Event Location: NSH 1305
Bio: Andrew Gallagher is a Visiting Research Scientist at Cornell University’s School of Electrical and Computer Engineering, beginning in June 2012. Andrew earned the Ph.D. degree in electrical and computer engineering from Carnegie Mellon University in 2009, advised by Prof. Tsuhan Chen. Before that, Andrew received an M.S. degree from Rochester Institute of Technology in electrical engineering. Andrew worked for the Eastman Kodak Company at the dawn of consumer digital photography, initially developing image enhancement algorithms for digital cameras and for post-processing scanned film images. These efforts resulted in more than 90 issued U.S. Patents and Kodak’s prestigious Eastman Innovation Award in 2005. More recently, Andrew’s interests are in the arena of improving computer vision by incorporating context, human interactions, and unique image cues. Further, Andrew enjoy working in the areas of graphical models and image forensics, and for fun Andrew enjoys board games, sports, and hiking around Ithaca’s waterfalls.

Abstract: In this talk, we will explore how to construct images from pieces in two different domains. In the first domain, we look at jigsaw puzzles made from square pieces of an image, and we introduce new types of square-piece jigsaw puzzles: those for which the orientation of each jigsaw piece is unknown.
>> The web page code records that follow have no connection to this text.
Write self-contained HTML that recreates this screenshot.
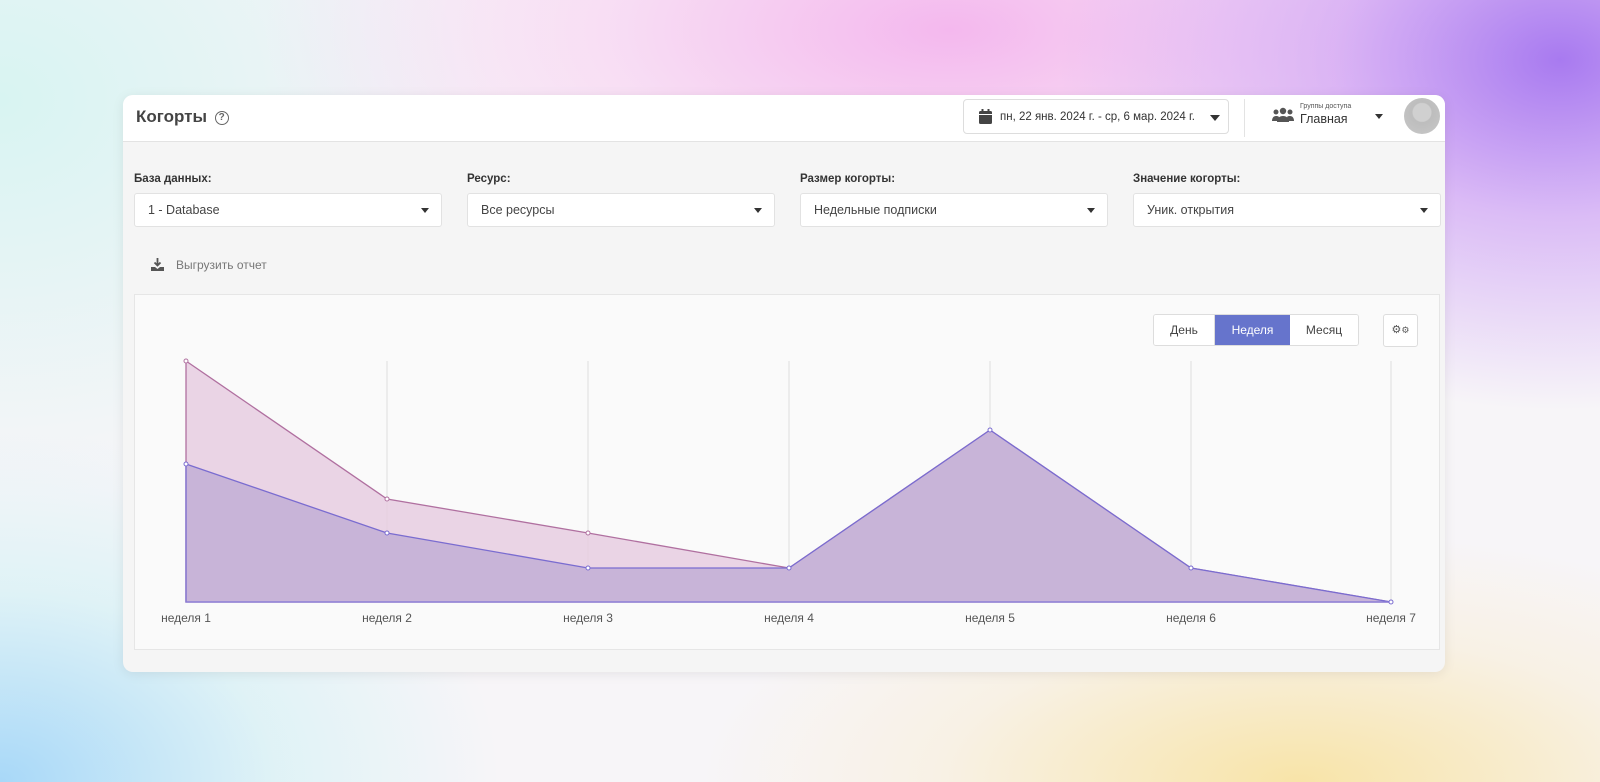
<!DOCTYPE html>
<html><head><meta charset="utf-8"><style>
*{box-sizing:border-box;margin:0;padding:0}
body{width:1600px;height:782px;overflow:hidden;font-family:"Liberation Sans","DejaVu Sans",sans-serif;position:relative;
background:
radial-gradient(ellipse 500px 350px at 1560px 60px,#a87af0 0%,rgba(200,150,245,0.6) 45%,rgba(255,255,255,0) 100%),
radial-gradient(ellipse 700px 300px at 950px 30px,#f4b8ee 0%,rgba(248,200,240,0.5) 50%,rgba(255,255,255,0) 100%),
radial-gradient(ellipse 600px 250px at 1300px 782px,#f8e4a8 0%,rgba(250,235,200,0.4) 60%,rgba(255,255,255,0) 100%),
radial-gradient(ellipse 500px 350px at 0px 782px,#a8d8f8 0%,rgba(200,240,245,0.5) 55%,rgba(255,255,255,0) 100%),
radial-gradient(ellipse 500px 400px at 0px 100px,#d8f4f2 0%,rgba(255,255,255,0) 100%),
#f7f5f8;}
.card{position:absolute;left:123px;top:95px;width:1322px;height:577px;background:#f5f5f5;border-radius:10px;overflow:hidden;box-shadow:0 2px 12px rgba(0,0,0,0.08)}
.hdr{height:47px;background:#fff;border-bottom:1px solid #e3e3e3;position:relative}
.title{position:absolute;left:13px;top:12px;font-size:17px;color:#444;font-weight:bold}
.q{display:inline-block;width:14px;height:14px;border:1.3px solid #666;border-radius:50%;font-size:10px;text-align:center;line-height:12px;color:#666;vertical-align:2px;margin-left:3px;font-weight:bold}
.date{position:absolute;left:840px;top:4px;width:266px;height:35px;border:1px solid #ddd;border-radius:4px;font-size:11.5px;color:#333;padding:11px 0 0 36px;white-space:nowrap}
.sep{position:absolute;left:1121px;top:4px;width:1px;height:38px;background:#e3e3e3}
.lbl{position:absolute;font-size:11.5px;color:#333;font-weight:bold}
.sel{position:absolute;height:34px;background:#fff;border:1px solid #e2e2e2;border-radius:3px;font-size:12.5px;color:#444;padding:9px 0 0 13px}
.caret{position:absolute;width:0;height:0;border-left:4px solid transparent;border-right:4px solid transparent;border-top:5px solid #333}
.panel{position:absolute;left:11px;top:199px;width:1306px;height:356px;background:#fafafa;border:1px solid #e6e6e6}
.btns{position:absolute;left:1018px;top:19px;height:32px;display:flex;border:1px solid #ddd;border-radius:3px;overflow:hidden;font-size:12px;color:#444}
.btns div{height:30px;line-height:30px;text-align:center;background:#fff}
.xl{position:absolute;top:316px;font-size:12px;color:#555;transform:translateX(-50%);white-space:nowrap}
</style></head><body>
<div class="card">
 <div class="hdr">
  <div class="title">Когорты <span class="q">?</span></div>
  <div class="date">
   <svg style="position:absolute;left:15px;top:9px" width="13" height="15" viewBox="0 0 13 15"><rect x="0" y="2" width="13" height="13" rx="1.5" fill="#444"/><rect x="2.5" y="0" width="2" height="4" fill="#444"/><rect x="8.5" y="0" width="2" height="4" fill="#444"/><rect x="0" y="5" width="13" height="1" fill="#fff"/></svg>
   пн, 22 янв. 2024 г. - ср, 6 мар. 2024 г.
   <div class="caret" style="left:246px;top:15px;border-left-width:5px;border-right-width:5px;border-top-width:6px"></div>
  </div>
  <div class="sep"></div>
  <svg style="position:absolute;left:1149px;top:12px" width="22" height="16" viewBox="0 0 22 16"><circle cx="11" cy="4" r="3.2" fill="#555"/><circle cx="4" cy="5" r="2.5" fill="#555"/><circle cx="18" cy="5" r="2.5" fill="#555"/><path d="M5 15c0-4 2.5-6 6-6s6 2 6 6z" fill="#555"/><path d="M0 14c0-3 1.5-5 4-5s3 1 3 1l-1.5 4z" fill="#555"/><path d="M22 14c0-3-1.5-5-4-5s-3 1-3 1l1.5 4z" fill="#555"/></svg>
  <div style="position:absolute;left:1177px;top:8px;font-size:7px;color:#555">Группы доступа</div>
  <div style="position:absolute;left:1177px;top:17px;font-size:12.5px;color:#333">Главная</div>
  <div class="caret" style="left:1252px;top:19px"></div>
  <div style="position:absolute;left:1281px;top:3px;width:36px;height:36px;border-radius:50%;background:radial-gradient(circle at 50% 40%,#d0d0d0 0 9px,#bdbdbd 10px,#c8c8c8 100%)"></div>
 </div>
 <div class="lbl" style="left:11px;top:78px">База данных:</div>
 <div class="lbl" style="left:344px;top:78px">Ресурс:</div>
 <div class="lbl" style="left:677px;top:78px">Размер когорты:</div>
 <div class="lbl" style="left:1010px;top:78px">Значение когорты:</div>
 <div class="sel" style="left:11px;top:98px;width:308px">1 - Database<div class="caret" style="left:286px;top:14px"></div></div>
 <div class="sel" style="left:344px;top:98px;width:308px">Все ресурсы<div class="caret" style="left:286px;top:14px"></div></div>
 <div class="sel" style="left:677px;top:98px;width:308px">Недельные подписки<div class="caret" style="left:286px;top:14px"></div></div>
 <div class="sel" style="left:1010px;top:98px;width:308px">Уник. открытия<div class="caret" style="left:286px;top:14px"></div></div>
 <svg style="position:absolute;left:28px;top:163px" width="13" height="13" viewBox="0 0 13 13"><path d="M6.5 0v7M3.5 4.5l3 3 3-3" stroke="#555" stroke-width="1.8" fill="none"/><path d="M0 9h4l2.5 2 2.5-2h4v4H0z" fill="#555"/></svg>
 <div style="position:absolute;left:53px;top:163px;font-size:12px;color:#777">Выгрузить отчет</div>
 <div class="panel">
  <div class="btns"><div style="width:61px;border-right:1px solid #ddd">День</div><div style="width:75px;background:#6674cc;color:#fff">Неделя</div><div style="width:68px">Месяц</div></div>
  <div style="position:absolute;left:1248px;top:19px;width:35px;height:33px;border:1px solid #ddd;border-radius:3px;background:#fff;font-size:11px;color:#555;text-align:center;line-height:31px">⚙<span style="font-size:9px">⚙</span></div>
  <svg style="position:absolute;left:0;top:0" width="1306" height="356">
   <g stroke="#ddd" stroke-width="1">
    <line x1="252" y1="66" x2="252" y2="307"/><line x1="453" y1="66" x2="453" y2="307"/><line x1="654" y1="66" x2="654" y2="307"/><line x1="855" y1="66" x2="855" y2="307"/><line x1="1056" y1="66" x2="1056" y2="307"/><line x1="1256" y1="66" x2="1256" y2="307"/>
   </g>
   <polygon points="51,66 252,204 453,238 654,273 855,135 1056,273 1256,307 51,307" fill="#e6cde0" fill-opacity="0.85" stroke="#b070a0" stroke-width="1.3"/>
   <polygon points="51,169 252,238 453,273 654,273 855,135 1056,273 1256,307 51,307" fill="#c8b4d8" stroke="#7a6cd0" stroke-width="1.3"/>
   <line x1="51" y1="307" x2="1256" y2="307" stroke="#8c80d8" stroke-width="1.3"/>
   <g fill="#fff" stroke="#b070a0"><circle cx="51" cy="66" r="2"/><circle cx="252" cy="204" r="2"/><circle cx="453" cy="238" r="2"/></g>
   <g fill="#fff" stroke="#7a6cd0"><circle cx="51" cy="169" r="2"/><circle cx="252" cy="238" r="2"/><circle cx="453" cy="273" r="2"/><circle cx="654" cy="273" r="2"/><circle cx="855" cy="135" r="2"/><circle cx="1056" cy="273" r="2"/><circle cx="1256" cy="307" r="2"/></g>
  </svg>
  <div class="xl" style="left:51px">неделя 1</div><div class="xl" style="left:252px">неделя 2</div><div class="xl" style="left:453px">неделя 3</div><div class="xl" style="left:654px">неделя 4</div><div class="xl" style="left:855px">неделя 5</div><div class="xl" style="left:1056px">неделя 6</div><div class="xl" style="left:1256px">неделя 7</div>
 </div>
</div>
</body></html>
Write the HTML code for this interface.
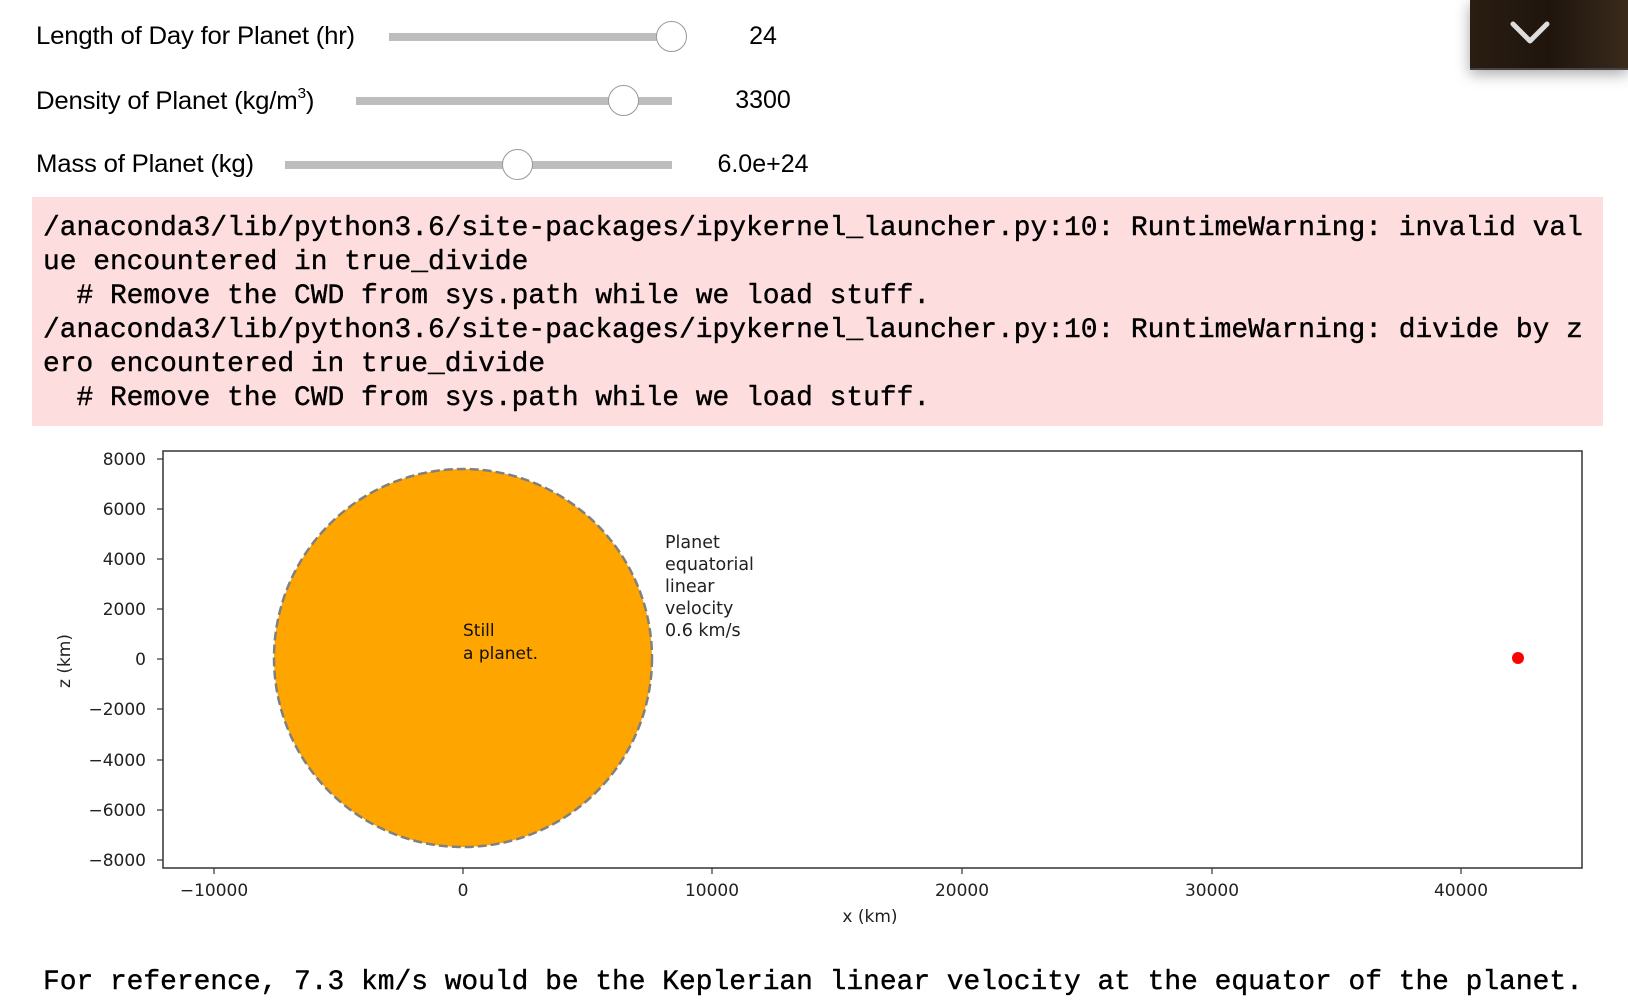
<!DOCTYPE html>
<html><head><meta charset="utf-8"><style>
html,body{margin:0;padding:0;background:#fff;width:1628px;height:1008px;overflow:hidden;position:relative}
.lbl{position:absolute;font-family:"Liberation Sans",Arial,sans-serif;font-size:25px;color:#000;transform:scaleX(1.03);transform-origin:left center;letter-spacing:-0.2px}
.val{position:absolute;font-family:"Liberation Sans",Arial,sans-serif;font-size:25px;color:#000;width:120px;text-align:center}
.track{position:absolute;height:8px;background:#bdbdbd}
.knob{position:absolute;width:29px;height:29px;border-radius:50%;background:#fff;border:1.5px solid #999}
.warn{position:absolute;left:32px;top:197px;width:1571px;height:229px;background:#fddddd}
.mono{position:absolute;font-family:"Liberation Mono","Courier New",monospace;font-size:27.9px;line-height:34px;white-space:pre;color:#000;-webkit-text-stroke:0.4px #000}
.chev{position:absolute;left:1470px;top:0;width:158px;height:68px;background:linear-gradient(90deg,#2a1d12,#1f150d 50%,#3a2a1c);box-shadow:0 4px 14px rgba(0,0,0,.35);border-bottom:2px solid #444}
</style></head><body>
<div class="chev"><svg width="158" height="68"><polyline points="43,24 60,41 77,24" fill="none" stroke="#ddd" stroke-width="5" stroke-linecap="round" stroke-linejoin="round"/></svg></div>

<div class="lbl" style="left:36px;top:22px">Length of Day for Planet (hr)</div>
<div class="track" style="left:389px;top:33px;width:283px"></div>
<div class="knob" style="left:656px;top:21px"></div>
<div class="val" style="left:703px;top:22px">24</div>

<div class="lbl" style="left:36px;top:85px">Density of Planet (kg/m<sup style="font-size:15px;vertical-align:11px">3</sup>)</div>
<div class="track" style="left:356px;top:97px;width:316px"></div>
<div class="knob" style="left:608px;top:85px"></div>
<div class="val" style="left:703px;top:86px">3300</div>

<div class="lbl" style="left:36px;top:150px">Mass of Planet (kg)</div>
<div class="track" style="left:285px;top:161px;width:387px"></div>
<div class="knob" style="left:502px;top:149px"></div>
<div class="val" style="left:703px;top:150px">6.0e+24</div>

<div class="warn"></div>
<div class="mono" style="left:43px;top:212px">/anaconda3/lib/python3.6/site-packages/ipykernel_launcher.py:10: RuntimeWarning: invalid val
ue encountered in true_divide
  # Remove the CWD from sys.path while we load stuff.
/anaconda3/lib/python3.6/site-packages/ipykernel_launcher.py:10: RuntimeWarning: divide by z
ero encountered in true_divide
  # Remove the CWD from sys.path while we load stuff.</div>

<svg style="position:absolute;left:0;top:0" width="1628" height="1008" font-family="DejaVu Sans,sans-serif">
<ellipse cx="463" cy="658" rx="189" ry="189" fill="#ffa500" stroke="#808080" stroke-width="2.5" stroke-dasharray="9,4"/>
<rect x="163" y="451" width="1419" height="417" fill="none" stroke="#333" stroke-width="1.5"/>
<circle cx="1518" cy="658" r="6" fill="#f00"/>
<g stroke="#333" stroke-width="1.2">
<line x1="157" y1="459" x2="163" y2="459"/><line x1="157" y1="509" x2="163" y2="509"/><line x1="157" y1="559" x2="163" y2="559"/><line x1="157" y1="609" x2="163" y2="609"/><line x1="157" y1="659" x2="163" y2="659"/><line x1="157" y1="709" x2="163" y2="709"/><line x1="157" y1="760" x2="163" y2="760"/><line x1="157" y1="810" x2="163" y2="810"/><line x1="157" y1="860" x2="163" y2="860"/>
<line x1="214" y1="868" x2="214" y2="874"/><line x1="463" y1="868" x2="463" y2="874"/><line x1="712" y1="868" x2="712" y2="874"/><line x1="962" y1="868" x2="962" y2="874"/><line x1="1212" y1="868" x2="1212" y2="874"/><line x1="1461" y1="868" x2="1461" y2="874"/>
</g>
<g font-size="17" fill="#222" text-anchor="end">
<text x="146" y="465">8000</text><text x="146" y="515">6000</text><text x="146" y="565">4000</text><text x="146" y="615">2000</text><text x="146" y="665">0</text><text x="146" y="715">−2000</text><text x="146" y="766">−4000</text><text x="146" y="816">−6000</text><text x="146" y="866">−8000</text>
</g>
<g font-size="17" fill="#222" text-anchor="middle">
<text x="214" y="896">−10000</text><text x="463" y="896">0</text><text x="712" y="896">10000</text><text x="962" y="896">20000</text><text x="1212" y="896">30000</text><text x="1461" y="896">40000</text>
<text x="870" y="922">x (km)</text>
<text transform="translate(70,661) rotate(-90)">z (km)</text>
</g>
<g font-size="17" fill="#111">
<text x="463" y="636">Still</text><text x="463" y="659">a planet.</text>
</g>
<g font-size="17.5" fill="#222">
<text x="665" y="548">Planet</text><text x="665" y="570">equatorial</text><text x="665" y="592">linear</text><text x="665" y="614">velocity</text><text x="665" y="636">0.6 km/s</text>
</g>
</svg>

<div class="mono" style="left:43px;top:966px">For reference, 7.3 km/s would be the Keplerian linear velocity at the equator of the planet.</div>
</body></html>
In the second domain, we look at reconstructing actual shredded documents from a scanned collection of shreds with a collaborative human-computer algorithm.

With a tree-based reassembly algorithm, components are greedily merged while respecting the geometric constraints of the puzzle problem. The algorithm has state-of-the-art performance for puzzle assembly, whether or not the orientation of the pieces is known. The algorithm makes fewer assumptions than past work, and success is shown even when pieces from multiple puzzles are mixed together. For solving puzzles where jigsaw piece location is known but orientation is unknown, we propose a pairwise MRF where each node represents a jigsaw piece’s orientation. Other contributions of the paper include an improved measure (MGC) for quantifying the compatibility of potential jigsaw piece matches based on expecting smoothness in gradient distributions across boundaries

For reconstructed documents, we have a semi-automatic approach for crosscut shredded document reassembly. Automatic algorithms are proposed for segmenting and orienting individual shreds from a scanned shred image, as well as for computing features and ranking potential matches for each shred. Additionally, a human-computer interface is designed to allow semiautomatic assembly of the shreds using the computed feature and match information. Our document de-shredding system was tested on puzzles from the DARPA Shredder Challenge, allowing successful reconstruction of multiple shredded documents.